NEL PD VOLANO I PIATTI/ Dopo l’annullamento della cena a casa Calenda, Giachetti inizia il digiuno

di ENNIO SIMEONE – L’idea “Metti-una-sera-a-cena” era balzana, ma non meritava lo sputtanamento da parte degli invitati, anche se è parsa subito pacchiana la pubblicizzazione urbi et orbi di un appuntamento politico-conviviale limitato a 4 politicanti di uno stesso partito, reduci da uno stesso governo, con l’enfasi che può essere riservata a uno storico vertice (ancorché gastronomico)  tra capi di stato  reduci da storiche rivalità ed estenuanti guerre planetarie tra loro. Sta di fatto  che l’irrequieto promotore della cena, l’ex ministro Carlo Calenda, appena reduce dall’ultimo duello verbale sull’Ilva di Taranto con il suo successore Luigi Di Maio, tutto si aspettava meno che il suddetto sputtanamento da parte dei destinatari del suo invito. Il più cocente gli è arrivato proprio da colui al quale aveva riservato il posto a  capo tavola: Matteo Renzi, l’ex che con la sua disastrosa guida del governo e del Partito Democratico ha perso le elezioni e ha fatto diventare ex anche gli altri due mancati commensali, Paolo Gentiloni e Marco Minniti, nonché lo stesso  padrone di casa.

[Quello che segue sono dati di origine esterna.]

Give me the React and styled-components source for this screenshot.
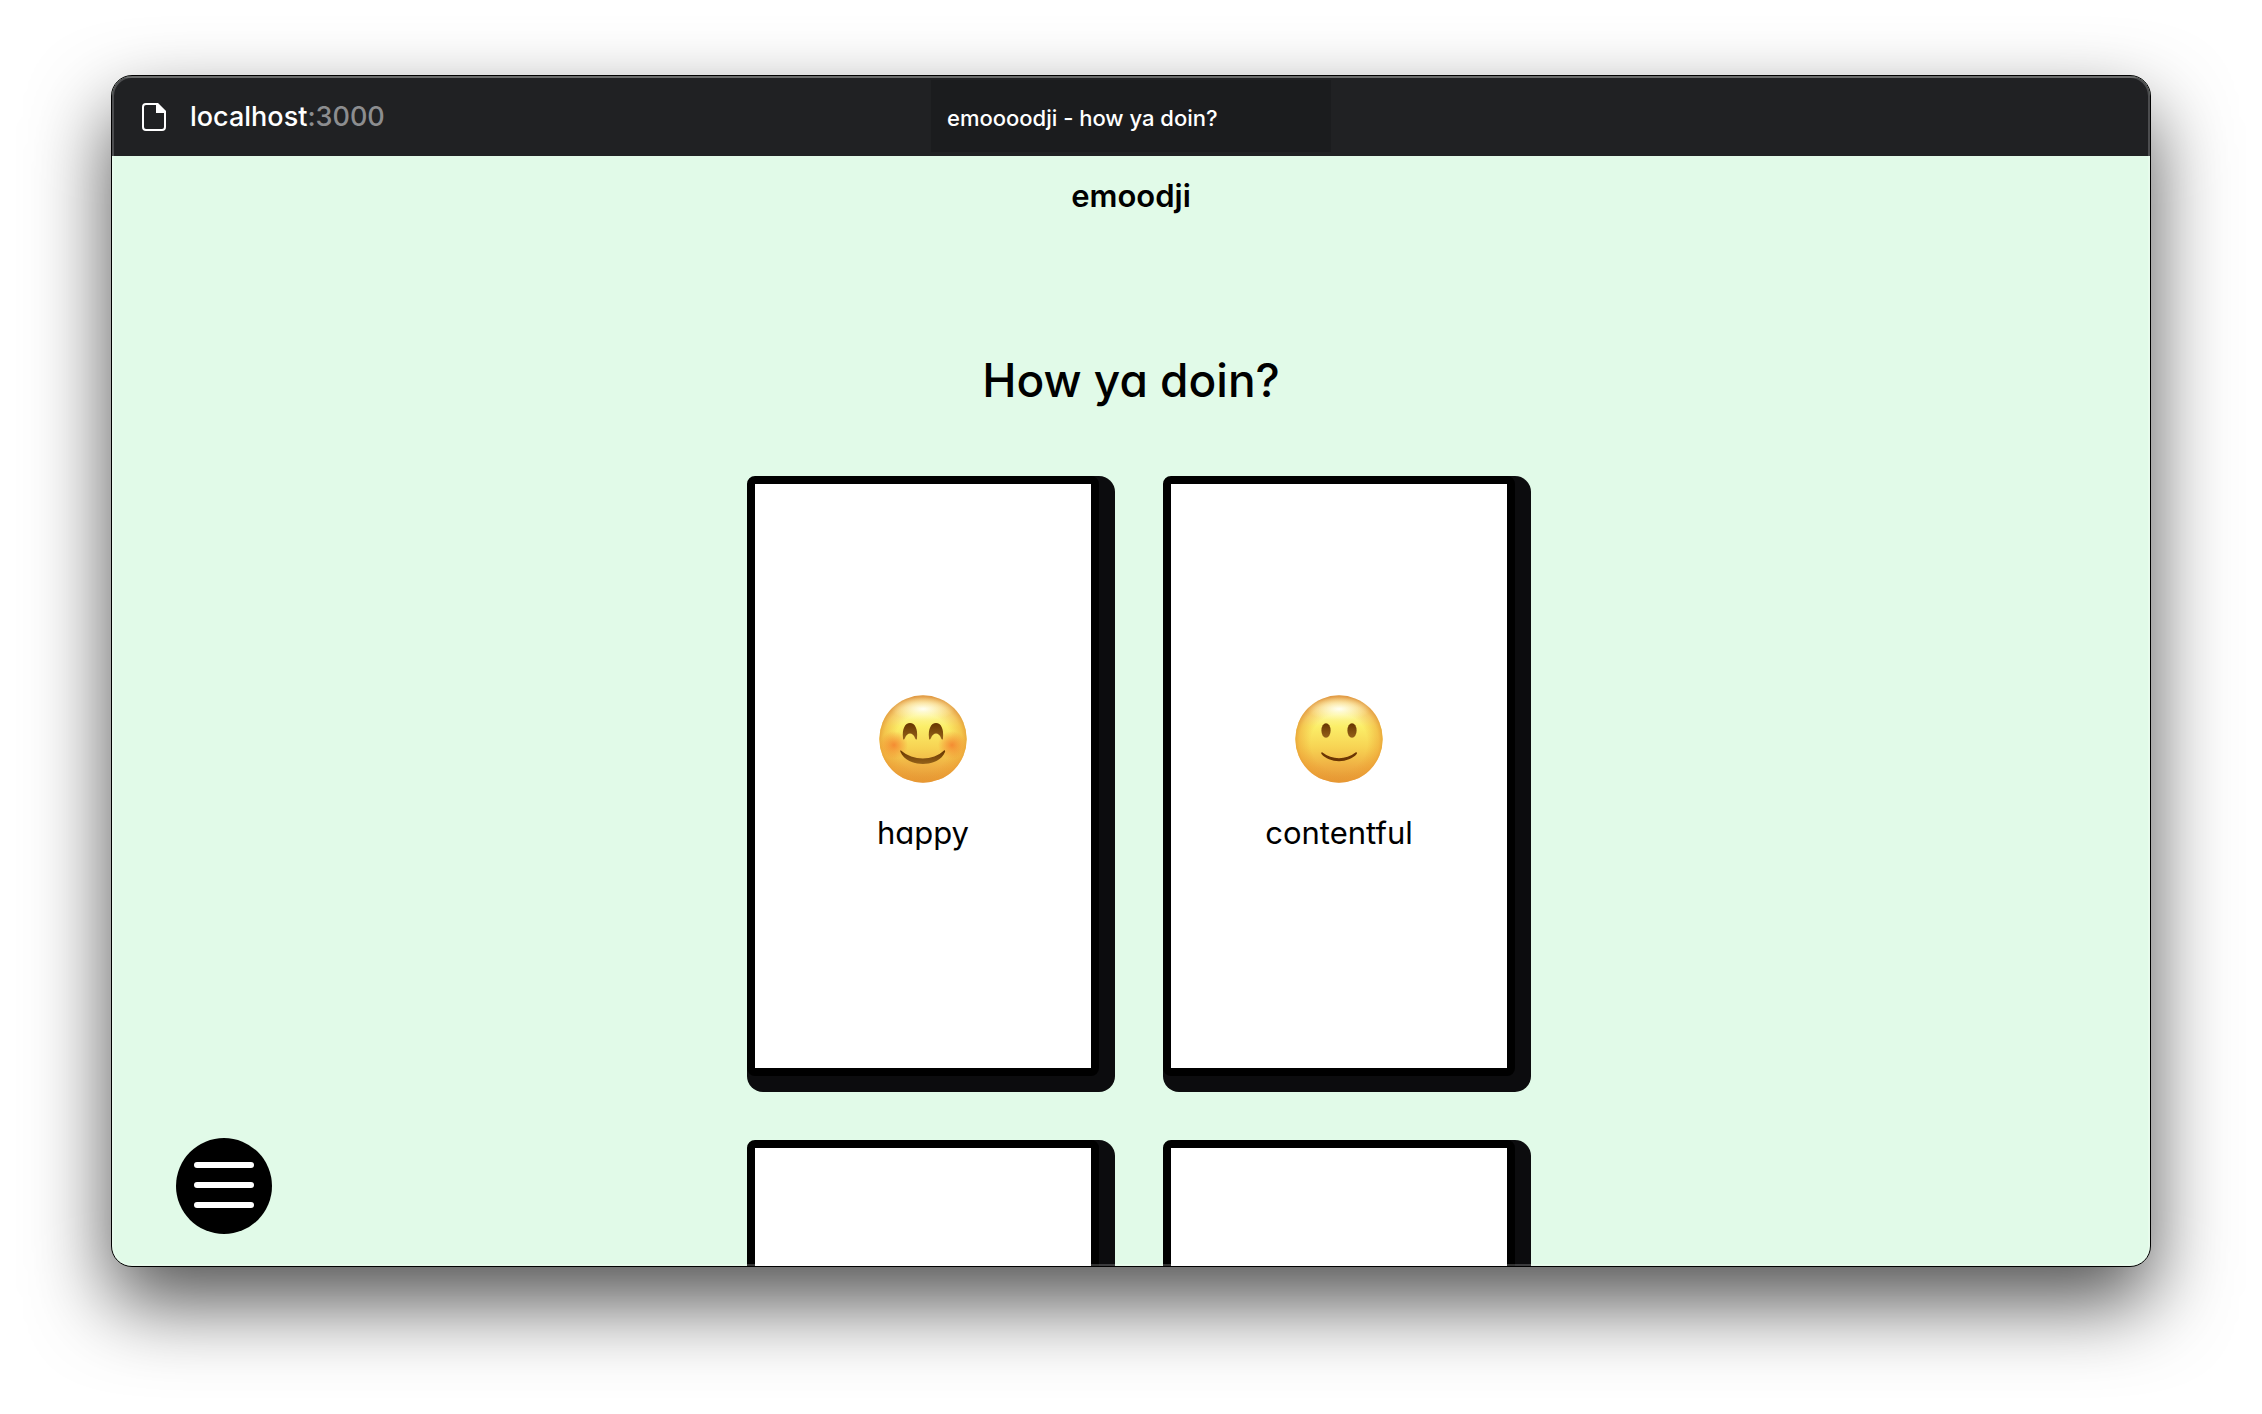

L’ex n.1 è stato il primo a sfilarsi dopo aver in un primo momento accolto l’invito. Spiega Calenda: «Ha risposto tramite retroscena, dicendo che non sarebbe venuto perché lui si occupa dei destini dell’universo e quindi non se ne frega niente di andare a una cena. Non so bene quale sia l’interesse di Renzi, che da molto tempo ti dice A e poi fa B. Penso che se dici ‘io ci sarò’ e poi fai uscire certi retroscena… è un modo di fare non serio, a cui ormai sono abituato da mesi». E a questo punto l’irrequieto Calenda annuncia – di nuovo urbi et orbi – che la cena è annullata e, ospitato prontamente a Radio Capital da Massimo Giannini nel programma mattutino “Circo Massimo“, dichiara: «Il Pd sta diventando un posto in cui l’unico segretario che si dovrebbe candidare è il presidente dell’associazione di psichiatria».  E si spinge oltre: «Sono convinto che alle prossime europee il Pd non ci debba essere. Serve un fronte repubblicano, progressista, che recuperi la parte di  classe dirigente locale e nazionale capace ma che spazzi via un partito che ha come unico obiettivo quello di spartirsi una torta sempre più piccola tra dirigenti che sono usurati».

Ma il poverino con quella cena voleva ottenere un risultato ambizioso: «Ricostruire un rapporto tra Gentiloni e Renzi, e soprattutto per cercare di compattare un gruppo per fare opposizione in maniera strutturata. Ma poi – si lamenta – sono partite cose surreali, tipo Zingaretti che invita un operaio e uno studente, che non c’entra niente. Poi gli altri del PD, uno dice che sta a dieta, l’altro che organizza un panino… Insomma, è diventata una buffonata. Anzi, un’abbuffata di parole, in pieno stile di autolesionismo del PD».

Peccato! Se queste sono le idee del mancato padrone di casa, quella cena sarebbe finita a pomodori in faccia. Per fortuna nel Pd  c’è ancora chi disdegna  le mense: è Roberto Giachetti, colui che avrebbe dovuto fermare l’elezione di Virginia Raggi a sindaco di Roma, ma perse il ballottaggio per 7 a 3, però conservò la vice presidenza della Camera. Ha un passato di scioperi della fame inaugurato quando era  iscritto al Partito Radicale , rinnovato quando si è arruolato sotto la bandiera del Pd. «Sono incazzato nero» – ha scritto sul Facebook. Motivo: il continuo rinvio della convocazione del Congresso del Pd.  «Le ho provate tutte – dice – ma invece traccheggiano. E a questo scenario indecoroso reagisco tornando alle mie origini: dalla mezzanotte di ieri sera (lunedì 17 settembre -ndr) ho iniziato lo sciopero della fame perché sia immediatamente convocata una assemblea straordinaria e fissata la data del congresso del Partito Democratico. I tempi per un congresso subito ci sono. Visto che voi vi dedicate alle cene e continuate a prendere tempo mentre il Pd scivola sempre più in basso, io smetto di mangiare».

Insomma, s’infoltisce la schiera di esponenti del Pd a letto senza cena!